His words: “As for me, while we blame the INEC and the security agencies, the biggest shame goes to those who are directing them to do the wrong thing.

“If you chose to be a leader, especially with APC that claims integrity, the biggest corruption and the biggest show of a government that does not believe in integrity is to rig election because the process through which you come into office is far more fundamental than what you do thereafter.

“I think we should hold them responsible for what is happening in this country now.
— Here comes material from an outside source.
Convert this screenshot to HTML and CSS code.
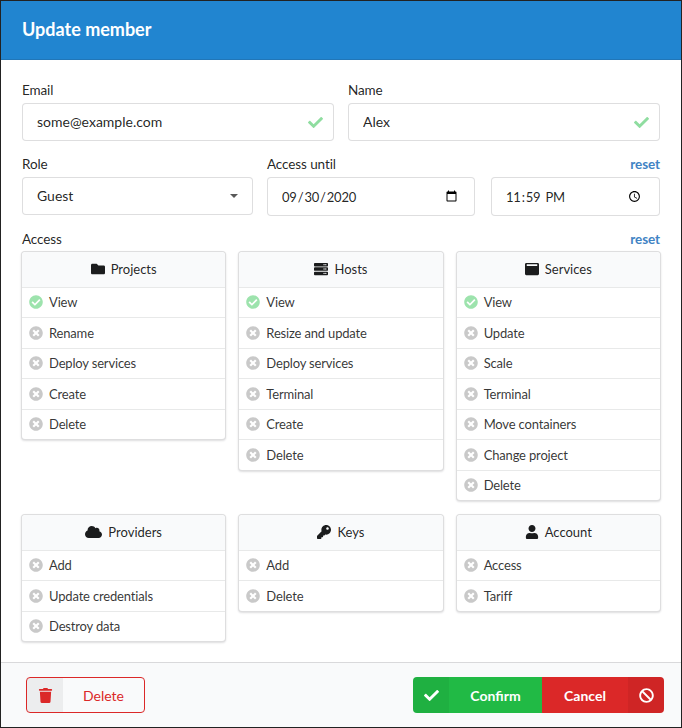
FILE: index.html
```html
<!DOCTYPE html>
<html lang="en">
<head>
    <meta charset="UTF-8">
    <title>Update member</title>
    <link rel="stylesheet" href="styles.css">
</head>
<body>
    <svg class="sprites" width="0" height="0">
        <symbol id="i-check" viewBox="0 0 512 512"><path d="M173.898 439.404l-166.4-166.4c-9.997-9.997-9.997-26.206 0-36.204l36.203-36.204c9.997-9.998 26.207-9.998 36.204 0L192 312.69 432.095 72.596c9.997-9.997 26.207-9.997 36.204 0l36.203 36.204c9.997 9.997 9.997 26.206 0 36.204l-294.4 294.401c-9.998 9.997-26.207 9.997-36.204-.001z"/></symbol>
        <symbol id="i-yes" viewBox="0 0 512 512"><path d="M504 256c0 136.967-111.033 248-248 248S8 392.967 8 256 119.033 8 256 8s248 111.033 248 248zM227.314 387.314l184-184c6.248-6.248 6.248-16.379 0-22.627l-22.627-22.627c-6.248-6.249-16.379-6.249-22.628 0L216 308.118l-70.059-70.059c-6.248-6.248-16.379-6.248-22.628 0l-22.627 22.627c-6.248 6.248-6.248 16.379 0 22.627l104 104c6.249 6.249 16.379 6.249 22.628.001z"/></symbol>
        <symbol id="i-no" viewBox="0 0 512 512"><path d="M256 8C119 8 8 119 8 256s111 248 248 248 248-111 248-248S393 8 256 8zm121.6 313.1c4.7 4.7 4.7 12.3 0 17L338 377.6c-4.7 4.7-12.3 4.7-17 0L256 312l-65.1 65.6c-4.7 4.7-12.3 4.7-17 0L134.4 338c-4.7-4.7-4.7-12.3 0-17l65.6-65-65.6-65.1c-4.7-4.7-4.7-12.3 0-17l39.6-39.6c4.7-4.7 12.3-4.7 17 0l65 65.7 65.1-65.6c4.7-4.7 12.3-4.7 17 0l39.6 39.6c4.7 4.7 4.7 12.3 0 17L312 256l65.6 65.1z"/></symbol>
        <symbol id="i-folder" viewBox="0 0 512 512"><path d="M464 128H272l-64-64H48C21.49 64 0 85.49 0 112v288c0 26.51 21.49 48 48 48h416c26.51 0 48-21.49 48-48V176c0-26.51-21.49-48-48-48z"/></symbol>
        <symbol id="i-server" viewBox="0 0 512 512"><path fill-rule="evenodd" d="M32 32h448a32 32 0 0 1 32 32v64a32 32 0 0 1-32 32H32a32 32 0 0 1-32-32V64a32 32 0 0 1 32-32zm400 40a24 24 0 1 0 0 48 24 24 0 0 0 0-48zm-64 0a24 24 0 1 0 0 48 24 24 0 0 0 0-48zM32 192h448a32 32 0 0 1 32 32v64a32 32 0 0 1-32 32H32a32 32 0 0 1-32-32v-64a32 32 0 0 1 32-32zm400 40a24 24 0 1 0 0 48 24 24 0 0 0 0-48zm-64 0a24 24 0 1 0 0 48 24 24 0 0 0 0-48zM32 352h448a32 32 0 0 1 32 32v64a32 32 0 0 1-32 32H32a32 32 0 0 1-32-32v-64a32 32 0 0 1 32-32zm400 40a24 24 0 1 0 0 48 24 24 0 0 0 0-48zm-64 0a24 24 0 1 0 0 48 24 24 0 0 0 0-48z"/></symbol>
        <symbol id="i-window" viewBox="0 0 512 512"><path fill-rule="evenodd" d="M464 32H48C21.5 32 0 53.5 0 80v352c0 26.5 21.5 48 48 48h416c26.5 0 48-21.5 48-48V80c0-26.5-21.5-48-48-48zm-16 112H64V84h384v60z"/></symbol>
        <symbol id="i-cloud" viewBox="0 0 640 512"><path d="M537.6 226.6c4.1-10.7 6.4-22.4 6.4-34.6 0-53-43-96-96-96-19.7 0-38.1 6-53.3 16.2C367 64.2 315.3 32 256 32c-88.4 0-160 71.6-160 160 0 2.7.1 5.4.2 8.1C40.2 219.8 0 273.2 0 336c0 79.5 64.5 144 144 144h368c70.7 0 128-57.3 128-128 0-61.9-44-113.6-102.4-125.4z"/></symbol>
        <symbol id="i-key" viewBox="0 0 512 512"><path d="M512 176.001C512 273.203 433.202 352 336 352c-11.22 0-22.19-1.062-32.827-3.069l-24.012 27.014A23.999 23.999 0 0 1 261.223 384H224v40c0 13.255-10.745 24-24 24h-40v40c0 13.255-10.745 24-24 24H24c-13.255 0-24-10.745-24-24v-78.059c0-6.365 2.529-12.47 7.029-16.971l161.802-161.802C163.108 213.814 160 195.271 160 176 160 78.798 238.797.001 335.999 0 433.488-.001 512 78.511 512 176.001zM336 128c0 26.51 21.49 48 48 48s48-21.49 48-48-21.49-48-48-48-48 21.49-48 48z"/></symbol>
        <symbol id="i-user" viewBox="0 0 448 512"><path d="M224 256c70.7 0 128-57.3 128-128S294.7 0 224 0 96 57.3 96 128s57.3 128 128 128zm89.6 32h-16.7c-22.2 10.2-46.9 16-72.9 16s-50.6-5.8-72.9-16h-16.7C60.2 288 0 348.2 0 422.4V464c0 26.5 21.5 48 48 48h352c26.5 0 48-21.5 48-48v-41.6c0-74.2-60.2-134.4-134.4-134.4z"/></symbol>
        <symbol id="i-trash" viewBox="0 0 448 512"><path d="M432 32H312l-9.4-18.7A24 24 0 0 0 281.1 0H166.8a23.72 23.72 0 0 0-21.4 13.3L136 32H16A16 16 0 0 0 0 48v32a16 16 0 0 0 16 16h416a16 16 0 0 0 16-16V48a16 16 0 0 0-16-16zM53.2 467a48 48 0 0 0 47.9 45h245.8a48 48 0 0 0 47.9-45L416 128H32z"/></symbol>
        <symbol id="i-ban" viewBox="0 0 512 512"><path d="M256 8C119.034 8 8 119.033 8 256s111.034 248 248 248 248-111.034 248-248S392.967 8 256 8zm130.108 117.892c65.448 65.448 70 165.481 20.677 235.637L150.47 105.216c70.204-49.356 170.226-44.735 235.638 20.676zM125.892 386.108c-65.448-65.448-70-165.481-20.677-235.637L361.53 406.784c-70.203 49.356-170.226 44.736-235.638-20.676z"/></symbol>
    </svg>

    <div class="modal">
        <h1 class="modal-title">Update member</h1>

        <form class="modal-body">
            <div class="fields two">
                <div class="field">
                    <div class="label-row"><label>Email</label></div>
                    <div class="input-wrap">
                        <input class="input" type="text" value="some@example.com">
                        <svg class="valid-mark"><use href="#i-check"/></svg>
                    </div>
                </div>
                <div class="field">
                    <div class="label-row"><label>Name</label></div>
                    <div class="input-wrap">
                        <input class="input" type="text" value="Alex">
                        <svg class="valid-mark"><use href="#i-check"/></svg>
                    </div>
                </div>
            </div>

            <div class="fields three">
                <div class="field">
                    <div class="label-row"><label>Role</label></div>
                    <div class="input select">Guest<span class="caret"></span></div>
                </div>
                <div class="field">
                    <div class="label-row"><label>Access until</label></div>
                    <input class="input date" type="date" value="2020-09-30">
                </div>
                <div class="field">
                    <div class="label-row end"><a class="reset">reset</a></div>
                    <input class="input date" type="time" value="23:59">
                </div>
            </div>

            <div class="label-row access-label"><label>Access</label><a class="reset">reset</a></div>

            <div class="cards">
                <div class="card">
                    <div class="card-head"><svg class="head-icon"><use href="#i-folder"/></svg>Projects</div>
                    <div class="row"><svg class="yes"><use href="#i-yes"/></svg>View</div>
                    <div class="row"><svg class="no"><use href="#i-no"/></svg>Rename</div>
                    <div class="row"><svg class="no"><use href="#i-no"/></svg>Deploy services</div>
                    <div class="row"><svg class="no"><use href="#i-no"/></svg>Create</div>
                    <div class="row"><svg class="no"><use href="#i-no"/></svg>Delete</div>
                </div>
                <div class="card">
                    <div class="card-head"><svg class="head-icon"><use href="#i-server"/></svg>Hosts</div>
                    <div class="row"><svg class="yes"><use href="#i-yes"/></svg>View</div>
                    <div class="row"><svg class="no"><use href="#i-no"/></svg>Resize and update</div>
                    <div class="row"><svg class="no"><use href="#i-no"/></svg>Deploy services</div>
                    <div class="row"><svg class="no"><use href="#i-no"/></svg>Terminal</div>
                    <div class="row"><svg class="no"><use href="#i-no"/></svg>Create</div>
                    <div class="row"><svg class="no"><use href="#i-no"/></svg>Delete</div>
                </div>
                <div class="card">
                    <div class="card-head"><svg class="head-icon"><use href="#i-window"/></svg>Services</div>
                    <div class="row"><svg class="yes"><use href="#i-yes"/></svg>View</div>
                    <div class="row"><svg class="no"><use href="#i-no"/></svg>Update</div>
                    <div class="row"><svg class="no"><use href="#i-no"/></svg>Scale</div>
                    <div class="row"><svg class="no"><use href="#i-no"/></svg>Terminal</div>
                    <div class="row"><svg class="no"><use href="#i-no"/></svg>Move containers</div>
                    <div class="row"><svg class="no"><use href="#i-no"/></svg>Change project</div>
                    <div class="row"><svg class="no"><use href="#i-no"/></svg>Delete</div>
                </div>
                <div class="card">
                    <div class="card-head"><svg class="head-icon wide"><use href="#i-cloud"/></svg>Providers</div>
                    <div class="row"><svg class="no"><use href="#i-no"/></svg>Add</div>
                    <div class="row"><svg class="no"><use href="#i-no"/></svg>Update credentials</div>
                    <div class="row"><svg class="no"><use href="#i-no"/></svg>Destroy data</div>
                </div>
                <div class="card">
                    <div class="card-head"><svg class="head-icon"><use href="#i-key"/></svg>Keys</div>
                    <div class="row"><svg class="no"><use href="#i-no"/></svg>Add</div>
                    <div class="row"><svg class="no"><use href="#i-no"/></svg>Delete</div>
                </div>
                <div class="card">
                    <div class="card-head"><svg class="head-icon"><use href="#i-user"/></svg>Account</div>
                    <div class="row"><svg class="no"><use href="#i-no"/></svg>Access</div>
                    <div class="row"><svg class="no"><use href="#i-no"/></svg>Tariff</div>
                </div>
            </div>
        </form>

        <div class="modal-actions">
            <button class="btn btn-delete" type="button">
                <span class="btn-icon"><svg><use href="#i-trash"/></svg></span>
                <span class="btn-text">Delete</span>
            </button>
            <div class="btn-group">
                <button class="btn btn-confirm" type="button">
                    <span class="btn-icon"><svg><use href="#i-check"/></svg></span>
                    <span class="btn-text">Confirm</span>
                </button>
                <button class="btn btn-cancel" type="button">
                    <span class="btn-text">Cancel</span>
                    <span class="btn-icon"><svg><use href="#i-ban"/></svg></span>
                </button>
            </div>
        </div>
    </div>
</body>
</html>
```

FILE: styles.css
```css
* {
    box-sizing: border-box;
}
body {
    margin: 0;
    background: #fff;
    font-family: Lato, "Liberation Sans", sans-serif;
    font-size: 14px;
    color: rgba(0, 0, 0, 0.87);
}
.sprites {
    position: absolute;
}
.modal {
    width: 682px;
    height: 728px;
    border: 1px solid #222;
    display: flex;
    flex-direction: column;
}
.modal-title {
    margin: 0;
    height: 59px;
    padding-left: 21px;
    padding-bottom: 2px;
    display: flex;
    align-items: center;
    background: #2185d0;
    color: #fff;
    font-size: 18px;
    font-weight: 700;
    border-bottom: 1px solid rgba(34, 36, 38, 0.15);
}
.modal-body {
    flex: 1;
    padding: 20px 21px 0;
}

/* form rows */
.fields {
    display: grid;
    column-gap: 14px;
    margin-bottom: 13px;
}
.fields.two {
    grid-template-columns: 312px 312px;
}
.fields.three {
    grid-template-columns: 231px 208px 169px;
    column-gap: 14px;
}
.fields.three .field:last-child {
    margin-left: 2px;
    width: 169px;
}
.label-row {
    height: 20px;
    margin-bottom: 3px;
    display: flex;
    justify-content: space-between;
    align-items: center;
    line-height: 20px;
    font-size: 13.5px;
    letter-spacing: -0.1px;
}
.label-row.end {
    justify-content: flex-end;
}
.reset {
    color: #4183c4;
    font-weight: 700;
    font-size: 13.5px;
}
.input-wrap {
    position: relative;
}
.input {
    display: block;
    width: 100%;
    height: 38px;
    padding: 0 14px;
    border: 1px solid rgba(34, 36, 38, 0.15);
    border-radius: 4px;
    background: #fff;
    font-family: inherit;
    font-size: 14px;
    color: rgba(0, 0, 0, 0.87);
    line-height: 36px;
    outline: none;
}
.input-wrap .input {
    padding-bottom: 2px;
}
.date {
    height: 39px;
    padding-left: 13px;
    font-size: 13px;
    letter-spacing: -0.2px;
}
.valid-mark {
    position: absolute;
    right: 11px;
    top: 12px;
    width: 15px;
    height: 15px;
    fill: #8fdda0;
}
.select {
    display: flex;
    justify-content: space-between;
    align-items: center;
}
.caret {
    border-left: 4px solid transparent;
    border-right: 4px solid transparent;
    border-top: 4px solid rgba(0, 0, 0, 0.65);
}
.access-label {
    margin-bottom: 2px;
}

/* permission cards */
.cards {
    display: grid;
    grid-template-columns: repeat(3, 1fr);
    column-gap: 12px;
    row-gap: 13px;
    align-items: start;
    margin: 0 -1px;
}
.card {
    border: 1px solid rgba(34, 36, 38, 0.15);
    border-radius: 4px;
    box-shadow: 0 1px 2px rgba(34, 36, 38, 0.15);
    background: #fff;
    font-size: 13px;
}
.card-head {
    height: 34.5px;
    display: flex;
    align-items: center;
    justify-content: center;
    background: #f9fafb;
    border-radius: 4px 4px 0 0;
}
.head-icon {
    width: 14px;
    height: 14px;
    margin-right: 6px;
    fill: #1b1c1d;
}
.head-icon.wide {
    width: 17px;
}
.row {
    height: 30.5px;
    padding-left: 7px;
    display: flex;
    align-items: center;
    gap: 6px;
    border-top: 1px solid rgba(34, 36, 38, 0.1);
    color: rgba(0, 0, 0, 0.8);
    letter-spacing: -0.17px;
}
.row svg {
    width: 14px;
    height: 14px;
    flex: none;
}
.yes {
    fill: #9de3ad;
}
.no {
    fill: #c9c9c9;
}

/* footer */
.modal-actions {
    height: 65px;
    padding: 14px 17px 0 25px;
    display: flex;
    justify-content: space-between;
    background: #f9fafb;
    border-top: 1px solid rgba(34, 36, 38, 0.15);
}
.btn-group {
    display: flex;
}
.btn {
    height: 36px;
    padding: 0;
    border: 0;
    display: flex;
    align-items: center;
    font-family: inherit;
    font-size: 14px;
    font-weight: 700;
    color: #fff;
}
.btn-icon {
    width: 36px;
    height: 100%;
    display: flex;
    align-items: center;
    justify-content: center;
    background: rgba(0, 0, 0, 0.05);
}
.btn-icon svg {
    width: 15px;
    height: 15px;
    fill: currentColor;
}
.btn-text {
    flex: 1;
    text-align: center;
}
.btn-delete {
    width: 119px;
    border: 1px solid #db2828;
    border-radius: 4px;
    background: transparent;
    color: #db2828;
    font-weight: 400;
}
.btn-delete .btn-icon {
    border-radius: 3px 0 0 3px;
}
.btn-confirm {
    width: 129px;
    background: #21ba45;
    border-radius: 4px 0 0 4px;
}
.btn-confirm .btn-icon {
    border-radius: 4px 0 0 4px;
}
.btn-cancel {
    width: 122px;
    background: #db2828;
    border-radius: 0 4px 4px 0;
}
.btn-cancel .btn-icon {
    border-radius: 0 4px 4px 0;
}
```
The examples we are setting for the young ones, I don’t know what they will tell a young man who is cheating in an exam in this country after seeing the ways our elections are conducted.

“I don’t know what they will tell those who are robbing banks and kidnapping people, because we have seen the biggest of it by this election where people are happy after robbing the nation and their states.”

On his party, Bukola Saraki, the President of the Nigerian Senate, said if anybody believed that the election was a loss to PDP, it was actually a loss to the country that history will not forgive.

“I think this victory that the other party has seen is going to be short-lived. We have a great future ahead and I believe we will start that on Saturday to make sure that we defend those five states that are declared inconclusive.

“We have done an election that no doubt anybody and even those that think they have won are ashamed of, the kind of election that we did. I think it is a shame to the country and to those that were given that responsibility to do,” he said.